The Kindle Store is accessible from the menu, not directly from the home screen. However, the 2012 Kindle still benefits from the excellent Whispernet delivery system.
You can browse the Amazon website, which incorporates all the ebooks of the Kindle Store, and have a title sent directly to your Kindle - as long as it's connected to a Wi-Fi network. This is a fantastic feature that is a valid reason to pick a Kindle over a competitor. You can rifle through the Kindle Store on the thing directly, but it's not much fun.
The Kindle Store offers content other than books, too. It offers newspaper and magazine subscriptions, blogs and a lending library. This only launched recently in the UK, and lets Amazon Prime members borrow a book a month for free.
Not all the books in the Kindle Store are available through the lending scheme, but this is an important addition to the Store's arsenal. Kindles do not support the EPUB format used by public library ebook lending schemes, making it the first time library-style rentals have been available on Kindles in the UK.
If you already have an ebook collection stored on a computer, it's easy to transfer files over to the Kindle. Hook up the ereader to a computer with the supplied microUSB cable and the 2GB internal memory will show up as a standard disk drive, letting you drag and drop files.
Although the 2012 Kindle doesn’t support the popular EPUB format, several other file types are. Naturally the native Kindle AZW type is in, along with PDFs, Word docs, MOBI/PRC ebooks and TXT files. JPG, GIF and PNG image files work too, although frankly the Kindle makes a terrible image viewer.
This is far from the best PDF viewer as well. Moving through PDFs feels clumsy, far less smooth and quick than it is on a Sony PRS-T1 or Sony PRS-T2. The Kindle Paperwhite is not a great PDF reader either, though.
Part of the reason why the 2012 Kindle is able to be around 50g lighter than the Kindle Paperwhite is that it uses a smaller battery. Where the top-end Kindle is rated for two months of use, this £69 model "only" lasts for a month.
By Amazon's rules, this means the Kindle will last for a half hour's use a day for around 30 days (without using Wi-Fi). Doing a quick calculation, this equates to 15 hours of solid reading - roughly a decent-sized book. However, rating battery life in an E-ink reader like this is trickier than with an LCD-screen device.
The Kindle's E-ink screen only draws significant power when what's on-screen changes - during page turns. For those embarking on a reading-leaving lounging holiday, the extra stamina of the Paperwhite will come in very handy, but for light-to-moderate readers, having to charge that little bit more often is no great hardship.
Having used a number of more advanced competitors, it's clear that the 2012 Kindle does miss out on a lot of what's great about the latest top-end ereaders. If you're going to spend a lot of time reading in bed or anywhere that's remotely dark, it's worth investing in an ebook reader with a light. And next to the Paperwhite's new interface, which puts greater emphasis on new book discovery, the oldie Kindle interface here feels a little stilted, a little old.

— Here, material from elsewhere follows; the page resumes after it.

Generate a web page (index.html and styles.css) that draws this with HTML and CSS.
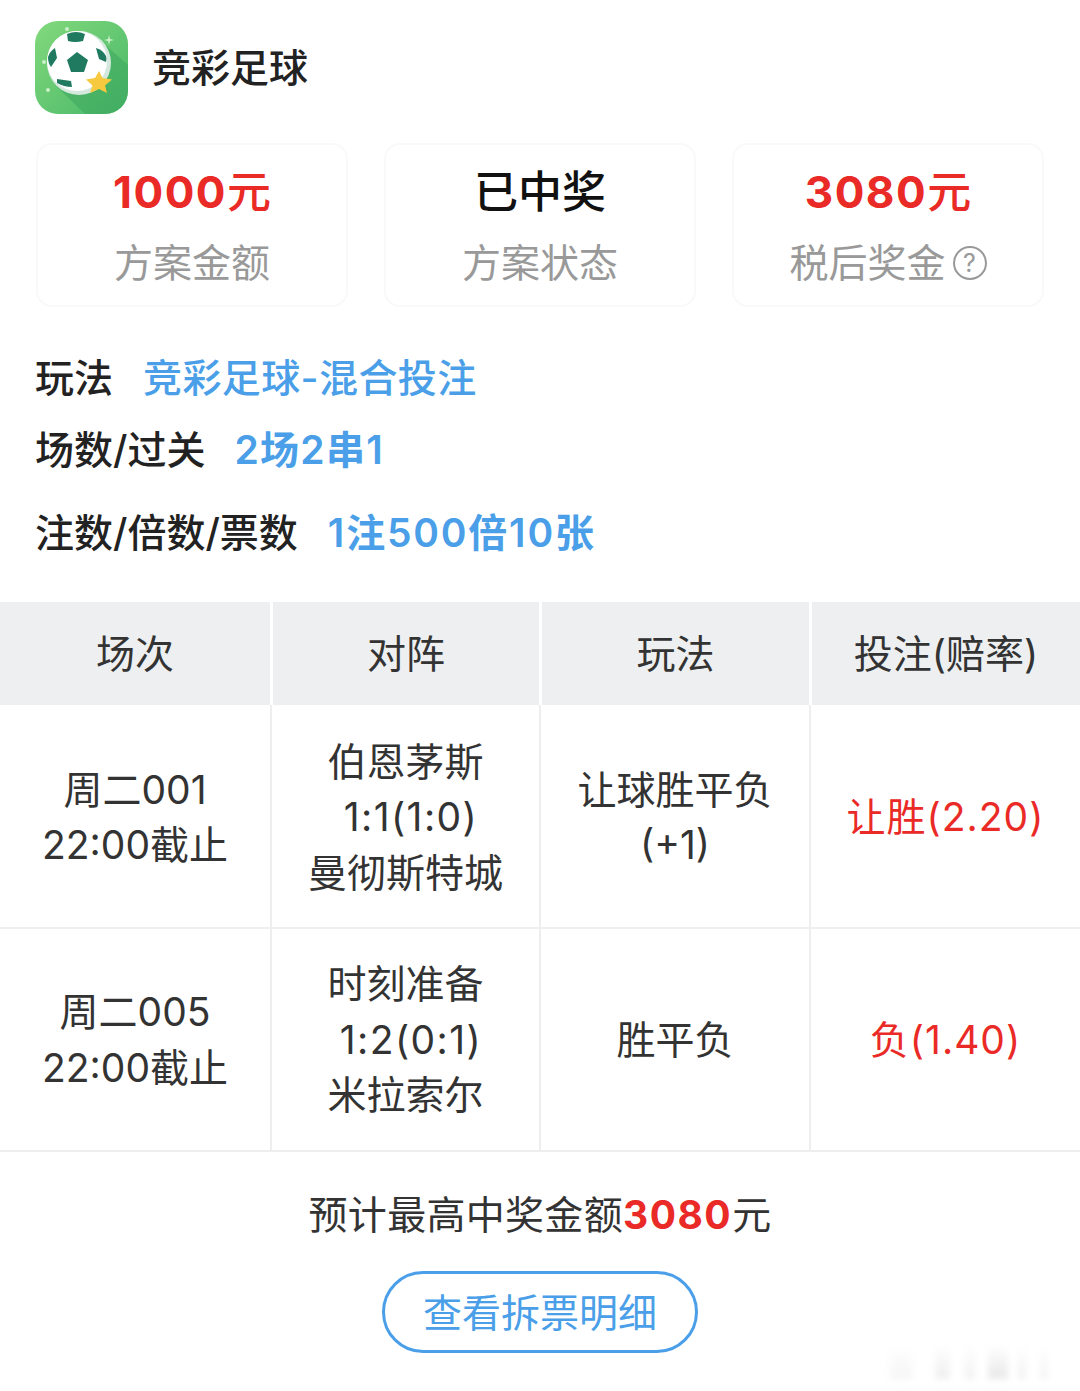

More improvements could have been made here, but the Kindle is a device that has generally aged extremely well. As most ereaders adopt the touchscreen wholesale, it proves there's still room out there for a button'd ereader, and at the price it's the best-made model you can hope to get.
The Amazon Kindle 2012 doesn't change all that much in the blueprint laid down by the excellent not-touch 2011 model. It's light, it's affordable and it's better-made than many an entry-level ereader. Next to the top models, which offer integrated lights and snazzier interfaces, it is starting to show its age. However, if you can't afford to splash out £100-plus, this remains an excellent buy.